Contraband is made up of a non-stop series of close calls where Chris just nearly gets caught, shootouts, double crosses, betrayals, and male bonding over counterfeit money. To its credit, the movie seldom slows down, and we are at least interested in what's going on. But, we'd be even more interested if we cared more about the characters, which we don't. We never learn enough about Chris (either as a master smuggler, or a reformed family man) to make him a hero we can truly get behind. Wahlberg is fine enough in the role, but we get the sense he knows his character is more or less a cipher, and he's not really giving it his all. At least he fares better than Kate Beckinsale, whose role basically consists of her sitting and staring at her kids fretfully over and over. And just when the film's third act makes it seem like she's going to get involved in the action, the screenplay goes and basically makes her a plot device.

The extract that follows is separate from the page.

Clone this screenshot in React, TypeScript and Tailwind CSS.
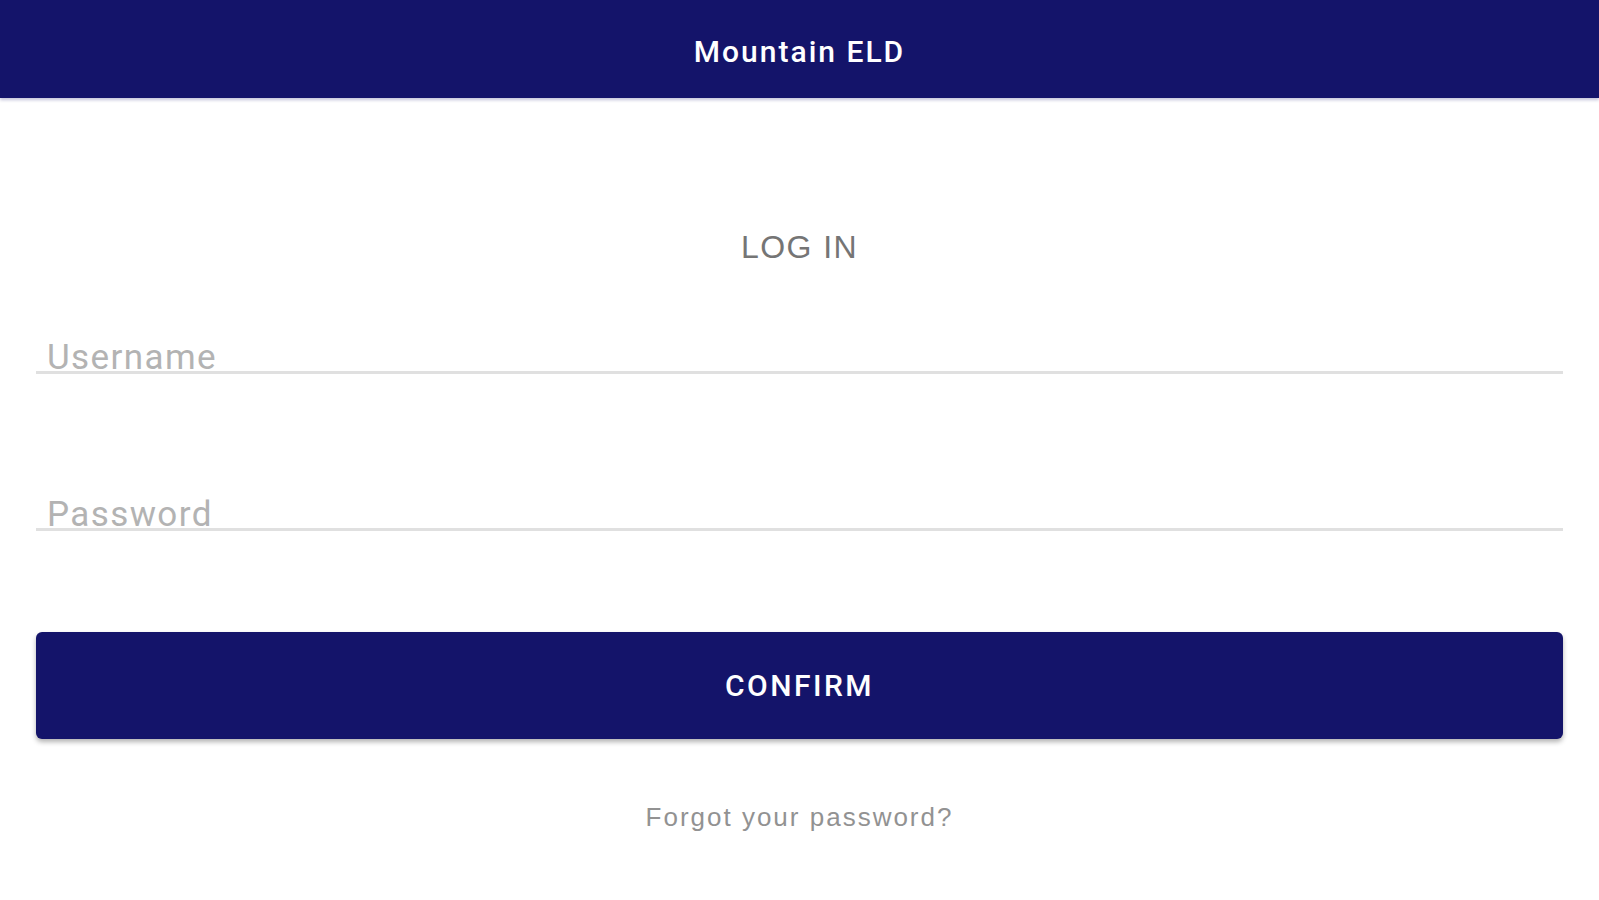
export default function App(){
  return (
    <div className="min-h-screen bg-white" style={{fontFamily: 'Roboto, "Noto Sans", sans-serif'}}>
      <header className="flex h-[98px] items-center justify-center bg-[#14146a] pt-[4px] shadow-[0_2px_3px_rgba(20,20,106,0.25)]">
        <h1 className="text-[30px] font-medium tracking-[2px] text-white">Mountain ELD</h1>
      </header>

      <main className="px-[36px]">
        <h2 className="mt-[129px] text-center font-['Liberation_Sans',Arial,sans-serif] text-[32px] leading-[40px] tracking-[1.4px] text-[#757575]">LOG IN</h2>

        <div className="mt-[78px] border-b-[3px] border-[#e0e0e0] pl-[11px] text-[35px] leading-[26px] tracking-[1.4px] text-[#b3b3b3]">
          Username
        </div>

        <div className="mt-[128px] border-b-[3px] border-[#e0e0e0] pl-[11px] text-[35px] leading-[26px] tracking-[1.4px] text-[#b3b3b3]">
          Password
        </div>

        <button className="mt-[101px] flex h-[107px] w-full items-center justify-center rounded-md bg-[#14146a] text-[30px] font-medium tracking-[2.5px] text-white shadow-[0_3px_5px_rgba(0,0,0,0.3)]">
          CONFIRM
        </button>

        <p className="mt-[62px] text-center font-['Liberation_Sans',Arial,sans-serif] text-[26px] leading-[32px] tracking-[2px] text-[#929292]">Forgot your password?</p>
      </main>
    </div>
  )
}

This is one of those movies that's made well enough, but not enough to be memorable. Nobody goes the extra mile, and nothing really grabs us like it should - Not the plot, not the violence, and certainly not the numerous narrow close calls where Chris is almost caught, which are obviously supposed to be suspenseful, but oddly never build like they should. I think this movie would have benefited greatly from more familiarity amongst its characters. When Chris reunites with his old crew members, we never quite get the sense of closeness or comradeship that we expect. The movie oddly keeps Chris apart from his team as much as possible, so we never get a sense of what they mean to each other, or their pasts. And when the plot reveals a double cross, we react with indifference, as the character in question never really had a chance to grow on us. We understand why Chris feels the way he does about the betrayal, but we're not that surprised or involved.
If Contraband works in any way, it's only because the movie has been made with a certain degree of skill. Not enough to make it worth watching, but certainly enough to make it not seem like a waste of time. The film's director is Baltasar Kormakur, who was the lead actor of the original film. He gives us what we expect in a light crime thriller like this - The action flows smoothly, the story never drags or gets bogged down in pointless exposition, and we never become lost amongst the increasingly complex and convoluted plot. He has these basics down pat. Now he just needs to find a way to make us care about the characters inhabiting his plot. This is where he's on less stable ground. I would love to see what he could do with a stronger script. He shows signs that he knows what he's doing here. He's just got to find that project that lets him knock it out of the park.